Чем же непосредственно поразил современников мужик Григоровича? Своей душой - многотерпеливой, многогранной, отзывчивой, всепонимающей, вместившей как те стабильные «артельные» свойства, что отстаивали во взгляде на русского человека славянофилы, так и самые разнообразные «личностные задатки», с которыми соотносили «ступени нашего внутреннего развития» (Кавелин) западники. «Это был первый благотворный весенний дождь, - вспоминал Салтыков-Щедрин, - первые хорошие человеческие слезы, и с легкой руки Григоровича мысль о том, что существует мужик-человек, прочно залегла и в русской литературе, и в русском обществе» (71).
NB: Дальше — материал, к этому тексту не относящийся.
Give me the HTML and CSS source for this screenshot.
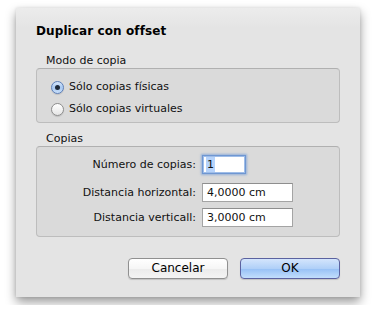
FILE: index.html
```html
<!DOCTYPE html>
<html lang="es">
<head>
<meta charset="UTF-8">
<link rel="stylesheet" href="styles.css">
</head>
<body>
<div class="sheet">
    <div class="title">Duplicar con offset</div>

    <div class="group-label">Modo de copia</div>
    <div class="group group-mode">
        <div class="radio-row"><i class="radio checked"></i><span>Sólo copias físicas</span></div>
        <div class="radio-row"><i class="radio"></i><span>Sólo copias virtuales</span></div>
    </div>

    <div class="group-label">Copias</div>
    <div class="group group-copies">
        <div class="field-row first">
            <label>Número de copias:</label>
            <div class="field focused"><span class="sel">1</span></div>
        </div>
        <div class="field-row">
            <label>Distancia horizontal:</label>
            <div class="field">4,0000 cm</div>
        </div>
        <div class="field-row">
            <label>Distancia verticall:</label>
            <div class="field">3,0000 cm</div>
        </div>
    </div>

    <div class="buttons">
        <div class="btn">Cancelar</div>
        <div class="btn default">OK</div>
    </div>
</div>
</body>
</html>
```

FILE: styles.css
```css
body {
  margin: 0;
  padding: 8px 16px;
  background: #fff;
  font-family: "DejaVu Sans", "Liberation Sans", sans-serif;
  font-size: 11px;
  color: #111;
}

.sheet {
  width: 344px;
  height: 289px;
  box-sizing: border-box;
  padding: 15px 20px 18px;
  background: linear-gradient(to bottom, #ececec, #e4e4e4 20px, #e4e4e4);
  box-shadow: 0 5px 10px rgba(0, 0, 0, .4), 0 0 3px rgba(0, 0, 0, .1);
  display: flex;
  flex-direction: column;
}

.title {
  font-size: 12px;
  font-weight: bold;
  letter-spacing: .1px;
  line-height: 16px;
  color: #000;
}

.group-label {
  line-height: 14px;
  padding-left: 10px;
  margin-top: 15px;
}
.group-mode + .group-label { margin-top: 9px; }

.group {
  background: #dadada;
  border: 1px solid #bdbdbd;
  border-top-color: #b0b0b0;
  border-radius: 4px;
}

.group-mode {
  padding: 10px 0 5px 14px;
  display: flex;
  flex-direction: column;
  gap: 6px;
}

.radio-row {
  display: flex;
  align-items: center;
  gap: 5px;
  line-height: 16px;
}

.radio {
  width: 13px;
  height: 13px;
  box-sizing: border-box;
  border-radius: 50%;
  border: 1px solid #8d8d8d;
  background: linear-gradient(to bottom, #fff, #f2f2f2 50%, #e4e4e4);
  box-shadow: 0 1px 1px rgba(0, 0, 0, .12);
  display: grid;
  place-items: center;
}
.radio.checked {
  border-color: #5d7fb8;
  background: linear-gradient(to bottom, #d6e6fb, #a9c9f2 50%, #c9dff9);
}
.radio.checked::after {
  content: "";
  width: 5px;
  height: 5px;
  border-radius: 50%;
  background: #1e2a3a;
}

.group-copies {
  padding: 8px 0 9px;
  display: flex;
  flex-direction: column;
  gap: 6px;
}
.field-row {
  display: grid;
  grid-template-columns: 159px auto;
  column-gap: 6px;
  align-items: center;
  height: 19px;
}
.field-row.first { margin-bottom: 3px; }
.field-row label {
  text-align: right;
}

.field {
  width: 91px;
  height: 19px;
  box-sizing: border-box;
  padding-left: 4px;
  line-height: 17px;
  background: #fff;
  border: 1px solid #a4a4a4;
  border-top-color: #8e8e8e;
}
.field.focused {
  width: 44px;
  padding-left: 3px;
  border: 1px solid #6f97d2;
  box-shadow: inset 0 0 0 1px #9fbde8, 0 0 2px 1px rgba(90, 140, 215, .55);
}
.sel {
  background: #b6d3fb;
  padding: 1px 1px;
}

.buttons {
  margin-top: auto;
  display: flex;
  justify-content: flex-end;
  gap: 12px;
}
.btn {
  width: 100px;
  height: 21px;
  box-sizing: border-box;
  border: 1px solid #909090;
  border-radius: 4px;
  background: linear-gradient(to bottom, #fff, #f6f6f6 50%, #ebebeb 51%, #f4f4f4);
  box-shadow: 0 1px 1px rgba(0, 0, 0, .15);
  font-size: 12px;
  line-height: 19px;
  text-align: center;
  color: #000;
}
.btn.default {
  border-color: #5b62a0;
  background: linear-gradient(to bottom, #d4e5fc, #b0d0f8 50%, #96c0f5 51%, #c2defc);
}
```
Тургенев также подтвердил: «Деревня» Григоровича - наша первая подлинно «деревенская история», но сам из этой, как он выразился, «попытки сближения литературы с народной жизнью» (72), взял для себя не мысль о сочувствии крестьянину-человеку, а идею внутреннего богатства народной натуры, тех светлых начал в крестьянском бытии, которые не конструируются умозрительным путем. «В русском человеке таится и зреет зародыш будущих великих дел, великого народного развития», - отметил он в рецензии, опубликованной в «Современнике» одновременно с «Хорем и Калинычем», и, органически соединив слово и дело, превратил фактически свою концепцию народного характера в тактику построения не только собственного творческого пути, но и текущего литературного процесса.
Хорь. Изначальное восприятие фигуры этого тургеневского крестьянина-крепыша было не просто непривычным - необычайным, ошеломляющим. «Склад его лица напоминал Сократа...» Да, именно Сократа, великого мыслителя Эллады: «Такой же высокий, шишковатый лоб, такие же маленькие глаза, такой же курносый нос». Пригласив гостя в избу, «Хорь присел на скамью и, преспокойно поглаживая свою курчавую бороду», вступил с ним разговор. «Он, казалось, чувствовал свое достоинство, говорил и двигался медленно, изредка посмеивался из-за длинных усов своих». Здесь все для своего времени было невероятным: и то, что мужик «преспокойно» при «барине» присел; и то, что «с достоинством начал с ним разговаривать; и то, что некоторое время спустя удивил его своим умом, познаниями, положительной практичностью; и то, что автор после бесед с хозяином многолюдного и прочного семейства вынес одно твердое убеждение, которого, по его словам, «никак не ожидают читатели, - убеждение, что Петр Великий был по преимуществу русский человек, русский именно в своих преобразованиях».